Problem is, when the most orthodox people are derelict in addressing a social issue, they allow that issue to be defined, by default, by the wrong people. By people with the wrong frame of reference. They will fill the vacuum, and they will misdefine the issue.
Trueman, for one, suffers from intellectual impatience on this issue. He doesn't want to be bothered with it, beyond a very sketchy position on marriage and church office. But that effectively delegates to secular social engineers all the detailed answered when it comes to society at large. If conservative Christians don't make the intellectual effort, then masculinity and femininity will be defined by feminism, the manosphere, transgender movement, &c. The secular extremists, at various ends of the secular spectrum, will dominate the debate. Extremists (e.g. feminism, transgenderism) and reactionaries (e.g. manosphere).
In fairness, Trueman is right to be critical of an approach that makes men and women painfully self-conscious about when they are doing, constantly second-guessing their actions, "Is this the manly thing to do?" It's not about making a long list of rules, of do's and don't's.
Men and women have many overlapping physical and psychological abilities. The question is where the distinctives come into play.
But complementarians of the MOS variety can't successfully oppose the excesses of the patriarchy movement if they are too intellectually negligent to present a concrete alternative. It's incoherent to say "Don't do that!" unless you can say "Do this instead." You can't beat something with nothing.
Now that may not be Trueman's skill set. But if so, he should recognize his own limitations rather than making his limitations the yardstick.
However, the approach of Trueman trivializes the issue, as if Christians don't need to give serious consideration to the sociopolitical implications of gender essentialism. Let's block out some of the issues:
i) In defining manhood and womanhood, what's the frame of reference? In complementarianism, manhood and womanhood are to some degree mutually defining. Men have some distinctive masculine virtues, women have some distinctive feminine virtues, and these were meant to supplement each other. Without the moderating influence of each sex, a nature virtue, carried to an extreme, becomes a vice.

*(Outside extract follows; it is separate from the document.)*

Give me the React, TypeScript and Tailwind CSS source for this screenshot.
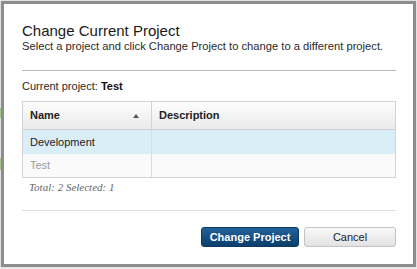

By contrast, it's my impression that feminism tries to define womanhood autonomously, without reference to men. The very concept of womanhood is independent of the other sex.
That's a very different approach, with very different consequences. And, of course, you have vicious internecine wars within feminism regarding the true definition of womanhood.
ii) Another issue is what Robert Bork dubs "coercive equality." This involves the twin notions that women can do whatever men do (or vice versa) and, what is more, women should be doing it at the same rate as men. If not, then this must be due to sexism and discrimination.
It's not enough to have equality of opportunity, you must have equality of outcome. And if disparity remains despite equality of opportunity, then we must even that out by any means necessary. Demoting qualified men. Promoting unqualified women. Lowering standards. Having quotas.
iii) Apropos (ii), suppose more men have a natural aptitude, or take a natural interest, in math and science, than women. But, of course, you have exceptions on both sides of the equation. Women who are good at math and science, men who are bad at math and science.
One policy is to give people the freedom to pursue what they are good at, pursue what they find interesting or personally self-fulfilling.
But that won't satisfy the radical egalitarians. You have feminists who can't grant the possibility that if women are "underrepresented" in certain positions or majors, that's by choice. They refuse to honor the spontaneous preferences of women.
iv) More controversial is whether some occupations are inherently more suitable for men than women, or vice versa, due to physical differences, psychological differences, or both.
Christians who believe in gender realism (as Christians should) will draw some lines in that regard, at least in principle. Stock examples include the coed military.
v) Another example is official hostility towards stereotypical male behavior. From what I've read, the NEA imposes a feminist ideology on education. This results in persecuting boys for thinking and doing what comes naturally to boys. And, more subtly, this stigmatizes girls for thinking and doing what comes naturally to girls.
vi) On a related note is the question of whether we should have coed team sports and coed contact sports. Likewise, games are typically competitive, which is a stereotypically masculine trait. Not surprisingly, educators who operate with a feminist ideology are opposed to competitive games. In its place they substitute the stereotypically feminine trait of cooperation. Conflict resolution.
Should Christians op-out of that public policy debate? Retreat into the home and the church?
vii) It is, moreover, naive to think radical egalitarians will allow Christians to privatize their faith. The social engineers will invade the home and the church. Dictate to parents how they are allowed to raise their kids.
viii) Although the debate tends to focus on the role of women, what should be the priorities of a man? For instance, many men are very career-minded. How should that be prioritized in relation to their duties as a husband or father?
ix) Another issue is whether feminism results in a permissive justice system. Consider CA Chief Justice Rose Bird's refusal to uphold capital punishment. Is that an isolated case? Or take jurors. Consider the Menendez trial:
All six women jurors in the Erik Menendez trial voted to acquit him of the murder of his father (all six males voted guilty of murder). A virtually identical breakdown by sex took place in the Lyle Menendez trial for the murder of their mother. The women all had compassion for the brothers despite their confessions to the shotgun murders of their parents.
To say that the human race needs masculine and feminine characteristics is to state the obvious. But each sex comes with prices. Men can too easily lack compassion, reduce sex to animal behavior and become violent. And women’s emotionality, when unchecked, can wreak havoc on those closest to these women and on society as a whole — when emotions and compassion dominate in making public policy.